(hl)
Stadtgeflüster vom 22. Februar 2017

21.02.2017 | Stand 02.12.2020, 18:37 Uhr

(hl) Wenn Sie der Zunft der Wirtschaftsprüfer oder der Portfolioberater angehören, hätten wir gestern beinahe Ihre Hilfe benötigt. Auch buchhaltungstechnisch versierte Mitmenschen, ach, beinahe jeder Viertklässler, der bei Vermittlung der Grundrechenarten aufgepasst hat, wäre uns recht gewesen.

Es ist nämlich so, und wir haben das schon oft genug zugeben müssen: Sobald es um Zahlen geht, kommen Journalisten ins Schleudern (Ausnahmen bestätigen die Regel).

Dass Zeitungsschreibern schon mal die Kommastellen verrutschen, dass sie Potenzen mit Quadratwurzeln verwechseln, Megatonnen und Milligramm durcheinanderbringen und überhaupt bei allem, was mit Ziffern zu tun hat, irgendwie schnell den Überblick verlieren, hat wohl mit der Verkümmerung gewisser Hirnregionen zu tun. Solange dafür die sprachlichen und analytischen Fertigkeiten einigermaßen vorzeigbar sind, dürfen und werden sich die Verleger hoffentlich nicht beschweren.

Der Grund aller Aufregung: Die Kaffeewechselgeldkasse der Lokalredaktion steht vor einer Neustrukturierung. Die Sekretärin hat gestern eine Ausschüttung an die Anteilseigner vorgenommen und damit einige Verwirrung gestiftet. So wurde uns der Anteil eines erkrankten Kollegen treuhänderisch übergeben, was zunächst mal für unsere Vertrauenswürdigkeit spricht. Hinter uns frohlockte hingehen einer unserer Mitstreiter: "Oh, drei Euro fuffzig - wo ich doch nie etwas eingezahlt habe!"
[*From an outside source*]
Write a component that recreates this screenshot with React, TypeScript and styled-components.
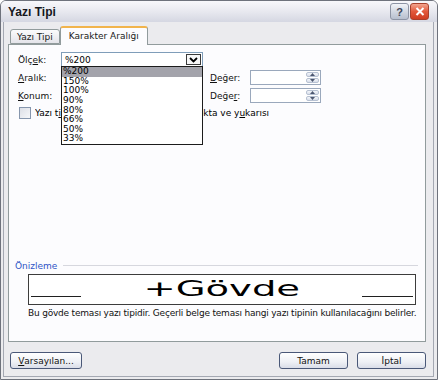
import React from 'react';
import styled, { createGlobalStyle } from 'styled-components';

const GlobalStyle = createGlobalStyle`
  html, body {
    margin: 0;
    padding: 0;
    background: #ffffff;
  }
  body {
    font-family: 'DejaVu Sans', sans-serif;
    font-size: 9px;
    color: #000000;
  }
`;

const Window = styled.div`
  width: 438px;
  height: 380px;
  box-sizing: border-box;
  display: flex;
  flex-direction: column;
  overflow: hidden;

  border: 1px solid #6e727c;
  border-radius: 6px 6px 0 0;
  background: #ebebee;
`;

const TitleBar = styled.div`
  height: 21px;
  display: flex;
  align-items: center;
  padding: 0 8px 0 7px;

  background: linear-gradient(#f8f8fb, #e6e7ee 55%, #d5d7e2);
`;

const Title = styled.div`
  flex: 1;
  font: bold 12px 'Liberation Sans', sans-serif;
  color: #15171c;
`;

const CaptionButton = styled.div<{ $close?: boolean }>`
  width: 17px;
  height: 15px;
  margin-left: 1px;
  display: flex;
  align-items: center;
  justify-content: center;

  border: 1px solid ${(p) => (p.$close ? '#a8402c' : '#8d94a4')};
  border-radius: 3px;
  background: ${(p) =>
    p.$close
      ? 'linear-gradient(#f3a48e, #e2593c 50%, #cf3d22)'
      : 'linear-gradient(#f2f4f8, #cfd5e0 55%, #b7bfce)'};
  font: bold 11px 'Liberation Sans', sans-serif;
  color: #3e4658;
`;

const Body = styled.div`
  flex: 1;
  display: flex;
  flex-direction: column;
  margin: 0 3px 2px 2px;
  padding: 4px 7px 0 4px;

  border: 1px solid #a4a8b2;
  border-top: none;
`;

const Tabs = styled.div`
  height: 18px;
  display: flex;
  align-items: flex-end;
  padding-left: 2px;
  position: relative;
  z-index: 1;
`;

const Tab = styled.div<{ $active?: boolean }>`
  box-sizing: border-box;
  height: ${(p) => (p.$active ? '19px' : '15px')};
  margin-bottom: ${(p) => (p.$active ? '-1px' : '0')};
  padding: ${(p) => (p.$active ? '3px 8px 0' : '2px 6px 0')};

  border: 1px solid #919b9c;
  border-bottom: ${(p) => (p.$active ? 'none' : '1px solid #919b9c')};
  border-top: ${(p) => (p.$active ? '2px solid #f1b44c' : '1px solid #919b9c')};
  border-radius: 3px 3px 0 0;
  background: ${(p) => (p.$active ? '#fcfcfe' : 'linear-gradient(#fbfbfc, #e4e4ea)')};
  color: #1a1a1a;
  white-space: nowrap;
`;

const Panel = styled.div`
  position: relative;
  height: 298px;
  box-sizing: border-box;
  display: flex;
  flex-direction: column;
  padding: 7px 9px 23px 9px;

  border: 1px solid #919b9c;
  background: #fcfcfe;
`;

const FieldGrid = styled.div`
  display: grid;
  grid-template-columns: 43px 142px 47px 71px;
  grid-template-rows: 15px 15px 15px;
  row-gap: 3px;
  align-items: center;
`;

const Label = styled.span<{ $indent?: boolean }>`
  padding-left: ${(p) => (p.$indent ? '7px' : '0')};
  color: #111111;
  white-space: nowrap;
`;

const Combo = styled.div`
  height: 15px;
  box-sizing: border-box;
  display: flex;
  align-items: center;
  padding: 0 1px 0 3px;

  border: 1px solid #7f9db9;
  background: #ffffff;
`;

const ComboText = styled.span`
  flex: 1;
`;

const ComboArrow = styled.div`
  width: 15px;
  height: 11px;
  box-sizing: border-box;
  display: flex;
  align-items: center;
  justify-content: center;

  border: 1px solid #3a3a3a;
  background: #f7f7f7;
`;

const Spin = styled.div`
  height: 15px;
  box-sizing: border-box;
  display: flex;
  justify-content: flex-end;
  padding: 1px;

  border: 1px solid #9aa8bc;
  background: #ffffff;
`;

const SpinButtons = styled.div`
  width: 13px;
  display: flex;
  flex-direction: column;
  gap: 1px;
`;

const SpinButton = styled.div`
  flex: 1;
  display: flex;
  align-items: center;
  justify-content: center;

  border: 1px solid #b7c1d2;
  border-radius: 2px;
  background: linear-gradient(#f4f6fa, #d8deea);
`;

const DropList = styled.div`
  position: absolute;
  left: 52px;
  top: 21px;
  width: 142px;
  height: 79px;
  box-sizing: border-box;
  z-index: 2;

  border: 1px solid #1c1c1c;
  background: #ffffff;
`;

const DropItem = styled.div<{ $selected?: boolean }>`
  height: 9.65px;
  line-height: 9.65px;
  padding-left: 1px;

  background: ${(p) => (p.$selected ? '#a3a3ab' : 'transparent')};
`;

const CheckRow = styled.div`
  display: flex;
  align-items: center;
  margin-top: 4px;
  padding-left: 1px;
  white-space: nowrap;
`;

const CheckBox = styled.div`
  width: 12px;
  height: 12px;
  box-sizing: border-box;
  margin-right: 4px;

  border: 1px solid #8696ad;
  background: linear-gradient(135deg, #dcdfe6, #f6f7f9);
`;

const LeadText = styled.span`
  display: inline-block;
  width: 157px;
  overflow: hidden;
`;

const Preview = styled.div`
  margin: auto -2px 0 -3px;
  display: flex;
  flex-direction: column;
`;

const PreviewHeader = styled.div`
  height: 11px;
  display: flex;
  align-items: center;
  gap: 6px;
  color: #2f55c6;

  &::after {
    content: '';
    flex: 1;
    height: 1px;
    background: #d6d7de;
  }
`;

const PreviewBox = styled.div`
  height: 31px;
  box-sizing: border-box;
  margin: 3px 2px 0 13px;
  display: flex;
  align-items: center;
  padding: 0 2px;

  border: 1px solid #3c3c3c;
  background: #ffffff;
`;

const Rule = styled.div<{ $w: number }>`
  width: ${(p) => p.$w}px;
  height: 1px;
  align-self: flex-end;
  margin-bottom: 7px;
  background: #202020;
`;

const Sample = styled.div`
  flex: 1;
  text-align: center;
`;

const SampleText = styled.span`
  display: inline-block;
  transform: scaleX(1.75);
  font-size: 22px;
  line-height: 22px;
  margin-top: -1px;
`;

const Description = styled.div`
  margin: 3px 0 0 13px;
  white-space: nowrap;
  letter-spacing: -0.2px;
  color: #111111;
`;

const Footer = styled.div`
  display: flex;
  align-items: center;
  gap: 9px;
  padding: 10px 0 0 2px;
`;

const Button = styled.div<{ $w: number }>`
  width: ${(p) => p.$w}px;
  height: 17px;
  box-sizing: border-box;
  display: flex;
  align-items: center;
  justify-content: center;

  border: 1px solid #4a5878;
  border-radius: 3px;
  background: linear-gradient(#ffffff, #eef0f5 60%, #d9dde8);
  color: #111111;

  &:first-child {
    margin-right: auto;
  }
`;

const Chevron = () => (
  <svg width="9" height="6" viewBox="0 0 9 6">
    <path d="M1 1 L4.5 4.5 L8 1" fill="none" stroke="#000" strokeWidth="1.8" />
  </svg>
);

const Arrow = ({ up }: { up?: boolean }) => (
  <svg width="5" height="3" viewBox="0 0 5 3">
    <path d={up ? 'M0 3 L2.5 0 L5 3 Z' : 'M0 0 L2.5 3 L5 0 Z'} fill="#4d5870" />
  </svg>
);

const Spinner = () => (
  <Spin>
    <SpinButtons>
      <SpinButton>
        <Arrow up />
      </SpinButton>
      <SpinButton>
        <Arrow />
      </SpinButton>
    </SpinButtons>
  </Spin>
);

const scales = ['%200', '150%', '100%', '90%', '80%', '66%', '50%', '33%'];

const App = () => {
  return (
    <>
      <GlobalStyle />
      <Window>
        <TitleBar>
          <Title>Yazı Tipi</Title>
          <CaptionButton>?</CaptionButton>
          <CaptionButton $close>
            <svg width="10" height="9" viewBox="0 0 10 9">
              <path d="M1.5 1 L8.5 8 M8.5 1 L1.5 8" stroke="#ffffff" strokeWidth="2" />
            </svg>
          </CaptionButton>
        </TitleBar>
        <Body>
          <Tabs>
            <Tab>Yazı Tipi</Tab>
            <Tab $active>Karakter Aralığı</Tab>
          </Tabs>
          <Panel>
            <FieldGrid>
              <Label>
                Ölç<u>e</u>k:
              </Label>
              <Combo>
                <ComboText>%200</ComboText>
                <ComboArrow>
                  <Chevron />
                </ComboArrow>
              </Combo>
              <span />
              <span />

              <Label>
                <u>A</u>ralık:
              </Label>
              <Combo />
              <Label $indent>
                <u>D</u>eğer:
              </Label>
              <Spinner />

              <Label>
                <u>K</u>onum:
              </Label>
              <Combo />
              <Label $indent>
                Değe<u>r</u>:
              </Label>
              <Spinner />
            </FieldGrid>
            <CheckRow>
              <CheckBox />
              <LeadText>
                Yazı t<u>i</u>pleri için karakter aralığı:
              </LeadText>
              <span>
                nokta ve y<u>u</u>karısı
              </span>
            </CheckRow>

            <DropList>
              {scales.map((s, i) => (
                <DropItem key={s} $selected={i === 0}>
                  {s}
                </DropItem>
              ))}
            </DropList>

            <Preview>
              <PreviewHeader>Önizleme</PreviewHeader>
              <PreviewBox>
                <Rule $w={50} />
                <Sample>
                  <SampleText>+Gövde</SampleText>
                </Sample>
                <Rule $w={51} />
              </PreviewBox>
              <Description>
                Bu gövde teması yazı tipidir. Geçerli belge teması hangi yazı tipinin kullanılacağını belirler.
              </Description>
            </Preview>
          </Panel>
          <Footer>
            <Button $w={72}>
              <u>V</u>arsayılan...
            </Button>
            <Button $w={69}>Tamam</Button>
            <Button $w={69}>İptal</Button>
          </Footer>
        </Body>
      </Window>
    </>
  );
};

export default App;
Die Sache ist allerdings noch komplizierter: Zehn Euro waren im Laufe der Zeit aus dem Wechselgeldtopf abhandengekommen. Dabei waren über Kreditvergaben bei Kassengründung überhaupt keine Absprachen getroffen worden. Unter uns: Wir haben den Kollegen in Verdacht, der sich letztens ein neues Auto gekauft hat.

Der Ältestenrat der Redaktion hätte also allen Grund gehabt, einen Sonderermittler einzuschalten, hat dann aber aus Rücksicht auf das Betriebsklima davon Abstand genommen. Einen Blick in die Gründercharta der Wechselkasse hat dann aber immerhin noch Aufklärung im Fall des so unerwartet beschenkten Redaktionsnachbarn gebracht: Er hatte tatsächlich seinerzeit, 2007, mal fünf Euro eingezahlt, hatte das nur irgendwie vergessen. Jetzt jammert er natürlich herum: "Einsfuffzig Verlust - in gerade mal zehn Jahren!" Ja, das ist jetzt allen Anteilseignern so gegangen. Da hätten sie wohl doch besser in ein Bauherrenmodell investiert oder wären einem Hedgefonds beigetreten. Aber hinterher ist man ja immer schlauer.